Former government ministry of Poland

The Ministry of Climate (MoC) was a Polish government ministry responsible for energy and climate protection from 2019 to 2020.

The ministry was established on November 15, 2019, formally created by transforming the former Ministry of the Environment. In March 2020, the Ministry began overseeing the areas of government administration: energy (previously within the scope of the abolished Ministry of Energy) and climate.

On October 6, 2020, the departments of the Ministry of Climate (energy and climate) were again merged with the environment department, forming the Ministry of Climate and Environment. On October 7, 2020, with retroactive effect from the previous day, a Council of Ministers regulation came into force, which repealed the regulation establishing the Ministry of Climate.

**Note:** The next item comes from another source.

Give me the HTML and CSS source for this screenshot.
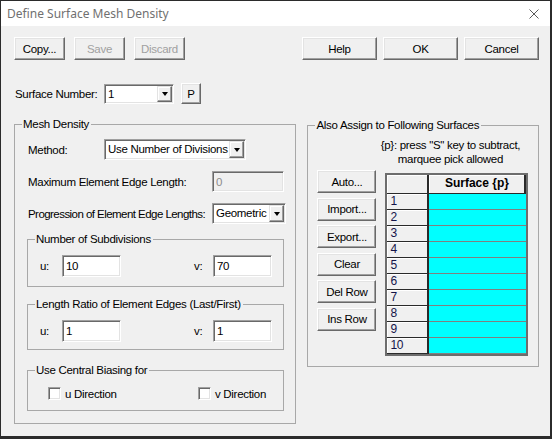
FILE: index.html
```html
<!DOCTYPE html>
<html lang="en">

<head>
    <meta charset="UTF-8">
    <title>Define Surface Mesh Density</title>
    <link rel="stylesheet" href="styles.css">
</head>

<body>
    <div class="window">
        <div class="titlebar">
            <span class="title">Define Surface Mesh Density</span>
            <svg class="close-icon" width="10" height="10" viewBox="0 0 10 10">
                <path d="M0.5 0.5L9.5 9.5M9.5 0.5L0.5 9.5" stroke="#5a5a5a" stroke-width="1" fill="none" />
            </svg>
        </div>

        <div class="dialog">
            <div class="toolbar">
                <div class="btn-group">
                    <button class="btn">Copy...</button>
                    <button class="btn" disabled>Save</button>
                    <button class="btn" disabled>Discard</button>
                </div>
                <div class="btn-group right">
                    <button class="btn wide">Help</button>
                    <button class="btn wide">OK</button>
                    <button class="btn wide">Cancel</button>
                </div>
            </div>

            <div class="surface-row">
                <span class="surface-label">Surface Number:</span>
                <div class="combo surface-combo">
                    <span class="combo-text">1</span>
                    <span class="combo-arrow"></span>
                </div>
                <button class="btn p-btn">P</button>
            </div>

            <div class="panels">
                <!-- Left: mesh density settings -->
                <fieldset class="group mesh">
                    <legend>Mesh Density</legend>
                    <div class="mesh-body">
                        <div class="field-row">
                            <span class="label method-label">Method:</span>
                            <div class="combo method-combo">
                                <span class="combo-text">Use Number of Divisions</span>
                                <span class="combo-arrow"></span>
                            </div>
                        </div>
                        <div class="field-row">
                            <span class="label long-label">Maximum Element Edge Length:</span>
                            <input class="edit max-edit" type="text" value="0" disabled>
                        </div>
                        <div class="field-row">
                            <span class="label long-label squeeze">Progression of Element Edge Lengths:</span>
                            <div class="combo prog-combo">
                                <span class="combo-text">Geometric</span>
                                <span class="combo-arrow"></span>
                            </div>
                        </div>

                        <fieldset class="group sub subdiv">
                            <legend>Number of Subdivisions</legend>
                            <div class="uv-row">
                                <span class="uv-label">u:</span>
                                <input class="edit uv-edit" type="text" value="10">
                                <span class="uv-label v-label">v:</span>
                                <input class="edit uv-edit" type="text" value="70">
                            </div>
                        </fieldset>

                        <fieldset class="group sub ratio">
                            <legend>Length Ratio of Element Edges (Last/First)</legend>
                            <div class="uv-row tight">
                                <span class="uv-label">u:</span>
                                <input class="edit uv-edit" type="text" value="1">
                                <span class="uv-label v-label">v:</span>
                                <input class="edit uv-edit" type="text" value="1">
                            </div>
                        </fieldset>

                        <fieldset class="group sub biasing">
                            <legend>Use Central Biasing for</legend>
                            <div class="check-row">
                                <label class="check first"><span class="check-box"></span>u Direction</label>
                                <label class="check"><span class="check-box"></span>v Direction</label>
                            </div>
                        </fieldset>
                    </div>
                </fieldset>

                <!-- Right: surface list -->
                <fieldset class="group assign">
                    <legend>Also Assign to Following Surfaces</legend>
                    <div class="note">{p}: press "S" key to subtract,<br>marquee pick allowed</div>
                    <div class="assign-body">
                        <div class="side-buttons">
                            <button class="btn side-btn">Auto...</button>
                            <button class="btn side-btn">Import...</button>
                            <button class="btn side-btn">Export...</button>
                            <button class="btn side-btn">Clear</button>
                            <button class="btn side-btn">Del Row</button>
                            <button class="btn side-btn">Ins Row</button>
                        </div>
                        <div class="grid">
                            <div class="cell head"></div>
                            <div class="cell head">Surface {p}</div>
                            <div class="cell num">1</div><div class="cell val"></div>
                            <div class="cell num">2</div><div class="cell val"></div>
                            <div class="cell num">3</div><div class="cell val"></div>
                            <div class="cell num">4</div><div class="cell val"></div>
                            <div class="cell num">5</div><div class="cell val"></div>
                            <div class="cell num">6</div><div class="cell val"></div>
                            <div class="cell num">7</div><div class="cell val"></div>
                            <div class="cell num">8</div><div class="cell val"></div>
                            <div class="cell num">9</div><div class="cell val"></div>
                            <div class="cell num">10</div><div class="cell val"></div>
                        </div>
                    </div>
                </fieldset>
            </div>
        </div>
    </div>
</body>

</html>
```

FILE: styles.css
```css
* {
    box-sizing: border-box;
}

body {
    margin: 0;
    background-color: #f0f0f0;
    font-family: "Liberation Sans", Arial, sans-serif;
    font-size: 11.5px;
    letter-spacing: -0.3px;
    color: #000;
}

/* Window frame */
.window {
    width: 552px;
    height: 439px;
    border: 1px solid #2b2b2b;
    border-right-width: 2px;
    border-bottom-width: 3px;
    background-color: #f0f0f0;
    display: flex;
    flex-direction: column;
}

.titlebar {
    height: 25px;
    background-color: #fff;
    display: flex;
    align-items: center;
    justify-content: space-between;
    padding: 0 11px 0 6px;
}

.title {
    font-family: "Noto Sans", sans-serif;
    font-size: 12px;
    letter-spacing: 0;
    color: #707070;
}

.close-icon {
    margin-top: 1px;
}

.dialog {
    padding: 11px 11px 0 13px;
}

/* Buttons */
.btn {
    width: 51px;
    height: 23px;
    padding: 0;
    font: inherit;
    letter-spacing: inherit;
    color: #000;
    background-color: #f0f0f0;
    border: 1px solid;
    border-color: #fff #696969 #696969 #fff;
    box-shadow: inset -1px -1px 0 #a0a0a0, inset 1px 1px 0 #e3e3e3;
    white-space: nowrap;
}

.btn:disabled {
    color: #a0a0a0;
}

.btn.wide {
    width: 75px;
}

.toolbar {
    display: flex;
    justify-content: space-between;
}

.btn-group {
    display: flex;
    gap: 9px;
}

.btn-group.right {
    gap: 6px;
}

/* Surface number row */
.surface-row {
    display: flex;
    align-items: center;
    margin-top: 23px;
    height: 21px;
}

.surface-label {
    width: 90px;
    padding-left: 1px;
}

.p-btn {
    width: 20px;
    height: 21px;
    margin-left: 7px;
}

/* Combo boxes and edits share the sunken look */
.combo,
.edit {
    height: 21px;
    background-color: #fff;
    border: 1px solid;
    border-color: #a0a0a0 #fff #fff #a0a0a0;
    box-shadow: inset 1px 1px 0 #696969, inset -1px -1px 0 #e3e3e3;
}

.combo {
    display: flex;
    align-items: stretch;
    padding: 1px;
}

.combo-text {
    flex: 1;
    padding-left: 2px;
    line-height: 17px;
    white-space: nowrap;
    overflow: hidden;
}

.combo-arrow {
    width: 15px;
    display: flex;
    align-items: center;
    justify-content: center;
    background-color: #f0f0f0;
    border: 1px solid;
    border-color: #e3e3e3 #696969 #696969 #e3e3e3;
    box-shadow: inset -1px -1px 0 #a0a0a0, inset 1px 1px 0 #fff;
}

.combo-arrow::after {
    content: "";
    border-top: 4px solid #000;
    border-left: 3.5px solid transparent;
    border-right: 3.5px solid transparent;
    margin-top: 1px;
}

.surface-combo {
    width: 70px;
    height: 20px;
}

.edit {
    font: inherit;
    letter-spacing: inherit;
    color: #000;
    padding: 0 0 0 3px;
    outline: none;
}

.edit:disabled {
    background-color: #f0f0f0;
    color: #8c8c8c;
}

/* Group boxes */
.panels {
    display: flex;
    align-items: flex-start;
    gap: 11px;
    margin-top: 13px;
}

.group {
    margin: 0;
    padding: 0;
    min-width: 0;
    border: 1px solid #a8a8a8;
}

.group legend {
    margin-left: 7px;
    padding: 0 2px 0 1px;
    line-height: 14px;
    white-space: nowrap;
}

.mesh {
    width: 283px;
    height: 307px;
}

.mesh-body {
    padding: 8px 0 0 12px;
}

.field-row {
    display: flex;
    align-items: center;
    height: 21px;
}

.field-row + .field-row {
    margin-top: 11px;
}

.label {
    white-space: nowrap;
    padding-left: 1px;
    flex-shrink: 0;
}

.method-label {
    width: 77px;
}

.long-label {
    width: 185px;
}

.squeeze {
    letter-spacing: -0.55px;
}

.method-combo {
    width: 142px;
}

.max-edit {
    width: 72px;
}

.prog-combo {
    width: 74px;
}

.sub {
    width: 257px;
}

.subdiv {
    margin-top: 8px;
}

.ratio {
    margin-top: 10px;
}

.biasing {
    margin-top: 13px;
}

.uv-row {
    display: flex;
    align-items: center;
    padding: 9px 0 9px 12px;
}

.uv-row.tight {
    padding-bottom: 7px;
}

.uv-label {
    width: 22px;
}

.v-label {
    margin-left: 73px;
    width: 19px;
}

.uv-edit {
    width: 59px;
    height: 22px;
}

.check-row {
    display: flex;
    align-items: center;
    height: 15px;
    margin: 9px 0;
    padding-left: 20px;
}

.check {
    display: flex;
    align-items: center;
    gap: 4px;
    white-space: nowrap;
}

.check.first {
    width: 150px;
}

.check-box {
    width: 13px;
    height: 13px;
    background-color: #fff;
    border: 1px solid;
    border-color: #a0a0a0 #fff #fff #a0a0a0;
    box-shadow: inset 1px 1px 0 #696969, inset -1px -1px 0 #e3e3e3;
}

/* Right side */
.assign {
    width: 232px;
    height: 249px;
    margin-top: 1px;
}

.note {
    width: 162px;
    margin: 6px 0 0 61px;
    text-align: center;
    line-height: 14px;
    white-space: nowrap;
}

.assign-body {
    display: flex;
    align-items: flex-start;
    padding-left: 9px;
}

.side-buttons {
    display: flex;
    flex-direction: column;
    gap: 4.6px;
    margin-top: 4px;
}

.side-btn {
    width: 59px;
}

.grid {
    display: grid;
    grid-template-columns: 42px 97px;
    grid-template-rows: 19px;
    grid-auto-rows: 16px;
    margin: 7px 0 0 9px;
    border: 2px solid #6d6d6d;
    background-color: #f0f0f0;
}

.cell {
    font-size: 12px;
    line-height: 14px;
}

.head,
.num {
    background-color: #f0f0f0;
    border-right: 2px solid #2a2a2a;
    border-bottom: 1px solid #2a2a2a;
    box-shadow: inset 1px 1px 0 #fff;
}

.head {
    font-weight: bold;
    text-align: center;
    line-height: 17px;
    letter-spacing: 0;
}

.num {
    padding-left: 3px;
    color: #14144a;
}

.val {
    background-color: #00ffff;
    border-bottom: 1px solid #808080;
}
```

== Establishment of the ministry ==
The Ministry of Climate was established on November 15, 2019, with the formation of the Second Cabinet of Mateusz Morawiecki. The minister appointed was the former secretary of state in the Ministry of Environment, Michał Kurtyka. For several months, the Ministry continued to fulfil the functions of the Ministry of the Environment. On January 23, 2020, the Polish Sejm passed a law amending the law on government administration departments, which introduced the climate department and added the scope covering this department (effective February 29, 2020). This placed responsibilities for climate policy and sustainable development under the Ministry of Climate's jurisdiction, while environmental protection matters remained under the Ministry of Environment, including nature conservation and management of natural resources such as forests and geological resources, as well as oversight of State Forests and the General Directorate for Environmental Protection and relevant institutes. With the inclusion of the energy department from the Ministry of State Assets, the Ministry of Climate also dealt with national energy matters.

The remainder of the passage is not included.